NCO Group, Inc. (“NCO”), a leading provider of business process outsourcing (BPO), announced today that for the quarter ended September 30, 2011, it generated net revenues of $304.0 million and Adjusted EBITDA of $37.1 million. As compared with the year ago quarter, NCO increased revenues from $292 million and EBITDA from $32 million
More interesting that the results was the announcement that NCO has effectively discontinued its receivables purchasing arm, Portfolio Management. According to the announcement, NCO sold substantially all of the remaining portfolios of accounts receivable.
NCO CEO Ronald A. Rittenmeyer noted,
During the third quarter NCO continued to execute on its plan to better position NCO in the overall BPO market. We were able to exit the Portfolio Management business and continue to restructure NCO to better support NCO’s long-term growth initiatives.
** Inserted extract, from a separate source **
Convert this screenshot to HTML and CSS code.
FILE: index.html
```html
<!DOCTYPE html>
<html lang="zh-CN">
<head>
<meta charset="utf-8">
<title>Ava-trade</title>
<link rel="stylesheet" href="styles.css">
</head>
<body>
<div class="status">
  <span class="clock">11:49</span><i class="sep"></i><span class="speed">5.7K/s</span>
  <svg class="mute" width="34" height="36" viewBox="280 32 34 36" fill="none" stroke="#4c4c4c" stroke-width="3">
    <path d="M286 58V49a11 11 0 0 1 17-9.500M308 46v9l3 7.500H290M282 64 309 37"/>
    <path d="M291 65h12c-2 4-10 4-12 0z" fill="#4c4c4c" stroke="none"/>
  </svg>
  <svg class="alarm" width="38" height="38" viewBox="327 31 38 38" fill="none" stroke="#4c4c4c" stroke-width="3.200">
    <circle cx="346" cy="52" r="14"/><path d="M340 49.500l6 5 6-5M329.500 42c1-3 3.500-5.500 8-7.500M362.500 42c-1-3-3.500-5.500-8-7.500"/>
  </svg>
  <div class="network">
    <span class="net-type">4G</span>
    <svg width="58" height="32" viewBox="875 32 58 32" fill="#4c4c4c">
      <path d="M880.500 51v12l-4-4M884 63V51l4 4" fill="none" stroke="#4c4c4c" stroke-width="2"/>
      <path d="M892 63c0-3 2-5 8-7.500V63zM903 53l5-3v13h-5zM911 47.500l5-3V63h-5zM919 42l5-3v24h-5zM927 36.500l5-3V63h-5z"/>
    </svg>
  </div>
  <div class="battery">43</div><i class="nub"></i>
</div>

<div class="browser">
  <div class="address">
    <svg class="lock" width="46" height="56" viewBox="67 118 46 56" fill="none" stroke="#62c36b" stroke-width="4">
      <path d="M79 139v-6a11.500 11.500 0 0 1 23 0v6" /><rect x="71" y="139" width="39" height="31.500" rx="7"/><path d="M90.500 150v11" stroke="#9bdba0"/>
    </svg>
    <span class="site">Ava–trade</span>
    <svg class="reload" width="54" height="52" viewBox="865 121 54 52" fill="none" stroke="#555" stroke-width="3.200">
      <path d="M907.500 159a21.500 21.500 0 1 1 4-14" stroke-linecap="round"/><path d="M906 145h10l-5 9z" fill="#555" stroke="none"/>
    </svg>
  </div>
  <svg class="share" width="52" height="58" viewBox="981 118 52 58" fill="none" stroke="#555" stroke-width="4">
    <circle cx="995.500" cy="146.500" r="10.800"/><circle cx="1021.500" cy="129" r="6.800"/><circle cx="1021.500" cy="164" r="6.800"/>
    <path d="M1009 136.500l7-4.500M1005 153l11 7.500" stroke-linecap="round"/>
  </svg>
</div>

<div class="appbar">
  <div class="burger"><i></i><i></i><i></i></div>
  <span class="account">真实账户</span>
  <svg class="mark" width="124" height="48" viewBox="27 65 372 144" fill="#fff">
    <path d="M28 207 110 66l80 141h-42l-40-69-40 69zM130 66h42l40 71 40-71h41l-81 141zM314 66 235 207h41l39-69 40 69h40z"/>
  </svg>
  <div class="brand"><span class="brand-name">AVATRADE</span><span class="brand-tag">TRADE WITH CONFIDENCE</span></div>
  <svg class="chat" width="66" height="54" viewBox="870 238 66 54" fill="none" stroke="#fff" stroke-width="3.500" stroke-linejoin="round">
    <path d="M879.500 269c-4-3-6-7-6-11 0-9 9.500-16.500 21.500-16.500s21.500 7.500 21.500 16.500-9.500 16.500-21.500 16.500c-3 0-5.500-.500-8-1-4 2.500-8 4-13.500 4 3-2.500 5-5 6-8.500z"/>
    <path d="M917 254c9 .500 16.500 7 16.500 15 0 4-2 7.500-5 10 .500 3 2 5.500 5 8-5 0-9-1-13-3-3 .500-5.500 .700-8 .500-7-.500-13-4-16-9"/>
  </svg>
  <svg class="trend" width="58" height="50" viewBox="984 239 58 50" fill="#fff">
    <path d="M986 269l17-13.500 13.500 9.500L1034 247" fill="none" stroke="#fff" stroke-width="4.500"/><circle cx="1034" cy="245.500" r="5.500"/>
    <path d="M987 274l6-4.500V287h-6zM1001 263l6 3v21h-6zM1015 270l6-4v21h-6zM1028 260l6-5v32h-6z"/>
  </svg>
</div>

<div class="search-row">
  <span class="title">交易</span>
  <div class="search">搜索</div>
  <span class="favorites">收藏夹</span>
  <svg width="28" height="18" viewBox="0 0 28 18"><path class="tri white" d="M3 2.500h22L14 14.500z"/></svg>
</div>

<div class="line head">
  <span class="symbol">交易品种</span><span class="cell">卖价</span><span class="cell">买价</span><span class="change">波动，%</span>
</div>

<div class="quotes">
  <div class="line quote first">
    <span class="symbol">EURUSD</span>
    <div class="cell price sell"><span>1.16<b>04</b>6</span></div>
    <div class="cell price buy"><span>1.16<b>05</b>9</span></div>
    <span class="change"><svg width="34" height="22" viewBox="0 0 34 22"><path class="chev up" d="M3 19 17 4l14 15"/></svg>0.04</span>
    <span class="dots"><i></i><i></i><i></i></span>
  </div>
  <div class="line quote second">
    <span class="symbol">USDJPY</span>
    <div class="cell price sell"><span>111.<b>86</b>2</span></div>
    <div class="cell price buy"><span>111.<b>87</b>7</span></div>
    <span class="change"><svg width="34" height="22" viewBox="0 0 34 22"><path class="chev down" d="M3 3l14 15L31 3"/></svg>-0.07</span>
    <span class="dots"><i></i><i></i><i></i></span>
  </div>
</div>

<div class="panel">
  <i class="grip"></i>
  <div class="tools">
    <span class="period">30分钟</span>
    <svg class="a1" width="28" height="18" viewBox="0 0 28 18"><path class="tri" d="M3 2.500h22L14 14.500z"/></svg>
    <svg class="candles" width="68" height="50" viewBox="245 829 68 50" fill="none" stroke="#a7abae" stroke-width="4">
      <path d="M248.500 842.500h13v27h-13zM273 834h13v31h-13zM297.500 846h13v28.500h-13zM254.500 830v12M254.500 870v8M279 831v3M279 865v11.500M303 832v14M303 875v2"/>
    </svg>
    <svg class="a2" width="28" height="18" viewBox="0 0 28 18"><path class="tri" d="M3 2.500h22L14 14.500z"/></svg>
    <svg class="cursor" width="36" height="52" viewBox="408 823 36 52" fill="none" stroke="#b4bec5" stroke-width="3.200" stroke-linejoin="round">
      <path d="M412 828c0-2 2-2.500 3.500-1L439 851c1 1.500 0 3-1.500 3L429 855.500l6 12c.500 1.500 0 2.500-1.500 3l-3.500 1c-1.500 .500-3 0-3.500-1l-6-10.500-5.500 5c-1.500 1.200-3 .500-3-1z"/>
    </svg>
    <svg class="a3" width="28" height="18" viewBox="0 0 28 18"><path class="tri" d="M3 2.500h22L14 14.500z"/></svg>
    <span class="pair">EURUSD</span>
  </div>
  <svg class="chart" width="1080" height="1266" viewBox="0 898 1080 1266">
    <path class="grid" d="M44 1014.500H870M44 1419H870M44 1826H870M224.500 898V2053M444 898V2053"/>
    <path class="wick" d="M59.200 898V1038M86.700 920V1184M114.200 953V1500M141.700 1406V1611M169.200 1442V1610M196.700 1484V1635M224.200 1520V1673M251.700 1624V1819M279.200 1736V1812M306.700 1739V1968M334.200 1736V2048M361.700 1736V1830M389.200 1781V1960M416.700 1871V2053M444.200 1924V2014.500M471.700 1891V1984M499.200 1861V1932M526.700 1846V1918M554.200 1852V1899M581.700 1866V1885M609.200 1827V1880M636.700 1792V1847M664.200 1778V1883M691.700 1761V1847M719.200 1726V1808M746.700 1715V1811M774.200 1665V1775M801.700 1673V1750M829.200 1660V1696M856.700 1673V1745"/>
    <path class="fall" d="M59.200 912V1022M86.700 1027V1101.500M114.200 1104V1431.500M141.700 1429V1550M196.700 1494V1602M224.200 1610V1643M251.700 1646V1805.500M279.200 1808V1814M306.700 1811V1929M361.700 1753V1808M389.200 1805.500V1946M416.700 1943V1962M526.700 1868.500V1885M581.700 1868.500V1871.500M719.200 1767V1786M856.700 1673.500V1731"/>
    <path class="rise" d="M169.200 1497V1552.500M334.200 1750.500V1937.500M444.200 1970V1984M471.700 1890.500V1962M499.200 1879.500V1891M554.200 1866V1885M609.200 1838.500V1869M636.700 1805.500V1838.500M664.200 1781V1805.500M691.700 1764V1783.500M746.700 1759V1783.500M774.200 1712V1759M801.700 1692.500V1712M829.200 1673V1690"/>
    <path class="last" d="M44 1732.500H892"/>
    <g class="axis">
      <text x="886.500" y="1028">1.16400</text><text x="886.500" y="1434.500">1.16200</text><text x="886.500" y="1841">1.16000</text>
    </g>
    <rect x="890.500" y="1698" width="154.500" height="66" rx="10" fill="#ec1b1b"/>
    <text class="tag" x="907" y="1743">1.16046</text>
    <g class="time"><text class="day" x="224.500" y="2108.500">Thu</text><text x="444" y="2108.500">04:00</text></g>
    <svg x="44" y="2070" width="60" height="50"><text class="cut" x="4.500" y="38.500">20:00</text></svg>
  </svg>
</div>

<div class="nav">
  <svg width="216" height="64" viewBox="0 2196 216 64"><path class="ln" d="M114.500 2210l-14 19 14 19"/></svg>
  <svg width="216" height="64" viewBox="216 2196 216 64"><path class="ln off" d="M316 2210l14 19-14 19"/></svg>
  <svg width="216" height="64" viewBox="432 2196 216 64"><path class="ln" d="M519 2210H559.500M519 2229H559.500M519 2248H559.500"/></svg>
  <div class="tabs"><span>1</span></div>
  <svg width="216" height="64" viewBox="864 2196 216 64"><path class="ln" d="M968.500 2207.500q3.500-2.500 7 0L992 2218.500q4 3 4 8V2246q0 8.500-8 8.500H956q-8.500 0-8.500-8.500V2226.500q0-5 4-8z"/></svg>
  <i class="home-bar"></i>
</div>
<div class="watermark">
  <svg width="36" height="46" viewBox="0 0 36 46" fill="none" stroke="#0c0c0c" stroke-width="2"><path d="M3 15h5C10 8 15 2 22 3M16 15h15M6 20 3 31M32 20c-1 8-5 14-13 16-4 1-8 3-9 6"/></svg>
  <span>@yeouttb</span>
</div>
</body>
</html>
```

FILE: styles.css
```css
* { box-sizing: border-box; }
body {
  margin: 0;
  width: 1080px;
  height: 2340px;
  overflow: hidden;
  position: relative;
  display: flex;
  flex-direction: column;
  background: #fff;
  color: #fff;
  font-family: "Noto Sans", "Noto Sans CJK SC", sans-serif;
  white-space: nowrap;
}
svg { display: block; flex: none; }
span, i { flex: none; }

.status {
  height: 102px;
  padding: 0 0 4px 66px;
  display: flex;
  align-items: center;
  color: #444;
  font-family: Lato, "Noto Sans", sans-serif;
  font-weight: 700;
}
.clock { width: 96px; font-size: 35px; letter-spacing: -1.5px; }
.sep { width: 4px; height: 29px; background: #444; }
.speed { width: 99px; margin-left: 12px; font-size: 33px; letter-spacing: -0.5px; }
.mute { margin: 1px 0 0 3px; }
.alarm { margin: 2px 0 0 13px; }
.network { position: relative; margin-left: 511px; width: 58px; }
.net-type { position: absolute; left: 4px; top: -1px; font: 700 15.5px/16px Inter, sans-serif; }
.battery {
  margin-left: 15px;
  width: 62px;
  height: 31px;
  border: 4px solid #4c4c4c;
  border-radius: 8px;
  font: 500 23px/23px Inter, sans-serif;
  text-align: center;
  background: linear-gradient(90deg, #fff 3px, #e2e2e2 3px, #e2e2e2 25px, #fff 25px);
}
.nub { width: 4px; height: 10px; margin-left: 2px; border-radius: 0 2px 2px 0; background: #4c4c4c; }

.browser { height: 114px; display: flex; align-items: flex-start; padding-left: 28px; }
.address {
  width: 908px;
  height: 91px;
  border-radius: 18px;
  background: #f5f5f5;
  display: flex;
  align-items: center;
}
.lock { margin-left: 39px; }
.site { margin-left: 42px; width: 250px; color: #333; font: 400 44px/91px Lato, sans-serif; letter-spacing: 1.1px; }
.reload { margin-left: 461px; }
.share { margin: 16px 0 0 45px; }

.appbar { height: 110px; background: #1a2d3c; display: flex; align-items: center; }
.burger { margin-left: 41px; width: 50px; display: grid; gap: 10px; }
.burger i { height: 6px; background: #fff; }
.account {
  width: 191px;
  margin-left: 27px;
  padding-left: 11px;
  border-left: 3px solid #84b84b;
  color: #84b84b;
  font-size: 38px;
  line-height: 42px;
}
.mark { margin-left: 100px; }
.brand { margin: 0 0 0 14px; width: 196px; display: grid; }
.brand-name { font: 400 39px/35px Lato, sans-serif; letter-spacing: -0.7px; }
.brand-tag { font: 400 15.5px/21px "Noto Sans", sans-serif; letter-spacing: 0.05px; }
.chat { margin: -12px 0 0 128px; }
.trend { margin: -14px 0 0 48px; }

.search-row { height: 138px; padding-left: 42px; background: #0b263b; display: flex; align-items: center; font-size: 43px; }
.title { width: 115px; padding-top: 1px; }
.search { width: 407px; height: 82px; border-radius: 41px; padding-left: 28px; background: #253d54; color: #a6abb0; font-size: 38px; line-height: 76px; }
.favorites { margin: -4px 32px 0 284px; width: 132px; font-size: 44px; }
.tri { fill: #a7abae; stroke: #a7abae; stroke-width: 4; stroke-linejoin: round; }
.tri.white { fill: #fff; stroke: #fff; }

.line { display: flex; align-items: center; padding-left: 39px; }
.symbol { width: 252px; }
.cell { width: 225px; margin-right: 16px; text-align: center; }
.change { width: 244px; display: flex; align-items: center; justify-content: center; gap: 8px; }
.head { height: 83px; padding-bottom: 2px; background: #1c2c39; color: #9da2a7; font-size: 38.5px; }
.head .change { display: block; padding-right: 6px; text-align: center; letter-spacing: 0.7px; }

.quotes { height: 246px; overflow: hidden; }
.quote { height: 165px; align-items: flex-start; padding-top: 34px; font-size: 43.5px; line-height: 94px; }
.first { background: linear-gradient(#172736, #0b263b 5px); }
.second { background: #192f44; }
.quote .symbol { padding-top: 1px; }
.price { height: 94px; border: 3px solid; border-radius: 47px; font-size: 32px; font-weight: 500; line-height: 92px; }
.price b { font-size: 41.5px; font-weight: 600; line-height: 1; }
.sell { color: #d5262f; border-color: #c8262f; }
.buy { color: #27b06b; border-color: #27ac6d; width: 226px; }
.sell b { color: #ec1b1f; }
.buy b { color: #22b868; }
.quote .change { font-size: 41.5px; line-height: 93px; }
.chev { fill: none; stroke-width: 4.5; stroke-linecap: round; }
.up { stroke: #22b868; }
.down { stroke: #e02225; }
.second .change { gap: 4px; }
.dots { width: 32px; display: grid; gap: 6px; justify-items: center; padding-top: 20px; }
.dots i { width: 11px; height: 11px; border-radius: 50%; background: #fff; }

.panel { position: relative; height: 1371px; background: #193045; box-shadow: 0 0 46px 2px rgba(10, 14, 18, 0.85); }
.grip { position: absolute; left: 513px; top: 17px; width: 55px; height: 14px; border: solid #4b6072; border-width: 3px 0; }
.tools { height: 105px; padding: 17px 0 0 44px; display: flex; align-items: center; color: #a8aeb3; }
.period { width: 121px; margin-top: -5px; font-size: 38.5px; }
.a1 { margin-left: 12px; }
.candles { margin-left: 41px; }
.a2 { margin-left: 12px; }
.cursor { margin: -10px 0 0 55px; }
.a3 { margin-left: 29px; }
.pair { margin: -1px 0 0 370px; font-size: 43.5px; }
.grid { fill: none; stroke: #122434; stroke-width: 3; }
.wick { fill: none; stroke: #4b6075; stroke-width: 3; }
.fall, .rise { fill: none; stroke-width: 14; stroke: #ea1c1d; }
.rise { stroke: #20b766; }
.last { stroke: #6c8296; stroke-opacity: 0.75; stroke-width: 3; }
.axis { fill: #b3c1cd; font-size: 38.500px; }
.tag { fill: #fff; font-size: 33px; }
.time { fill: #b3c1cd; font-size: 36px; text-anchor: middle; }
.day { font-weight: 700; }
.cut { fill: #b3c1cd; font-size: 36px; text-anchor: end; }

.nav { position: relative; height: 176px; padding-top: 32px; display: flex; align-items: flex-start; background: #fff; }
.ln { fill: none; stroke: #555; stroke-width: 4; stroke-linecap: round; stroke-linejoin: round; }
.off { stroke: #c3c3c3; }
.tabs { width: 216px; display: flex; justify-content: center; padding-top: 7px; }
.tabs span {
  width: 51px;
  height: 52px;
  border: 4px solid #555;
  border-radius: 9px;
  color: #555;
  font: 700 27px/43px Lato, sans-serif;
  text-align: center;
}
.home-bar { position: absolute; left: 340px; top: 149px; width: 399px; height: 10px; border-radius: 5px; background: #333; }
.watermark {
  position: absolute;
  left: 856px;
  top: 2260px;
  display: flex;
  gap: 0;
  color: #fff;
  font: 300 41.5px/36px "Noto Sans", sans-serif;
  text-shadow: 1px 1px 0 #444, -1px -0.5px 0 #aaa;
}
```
The move to exit the accounts receivable purchasing business indicates a continued shift towards business process outsourcing services. It also leaves a large hole in the accounts receivable purchasing industry from a demand perspective, surely to be filled by the likes of Encore Capital, Portfolio Recovery and Asset Acceptance. NCO seemingly always treated Portfolio Management as a side project, and the announcement that it is closing the unit shows that business units treated as side projects rarely deliver outsized results.
From a financial perspective, NCO is shifting from a riskier business (investment in distressed assets) to a more predictable and consistent business (outsourced services). This very shift has allowed IBM to weather the recent financial storms and recently led to Warren Buffett’s investment in the business. Buffett’s announcement that Berkshire Hathaway has invested more than $10 billion in IBM is an implicit confirmation of IBM’s strategic shift towards business process outsourcing (BPO) from its traditional hardware business. Buffett pointed to strong leadership and a shift from hardware to services as the driving factors in his purchasing a more than 5% stake in the company.
Both companies are moving to more predictable and consistent businesses with a focus on services over product sales or risky financial investments. As two of the largest outsourced services providers make this transition, it will be interesting to see if others follow.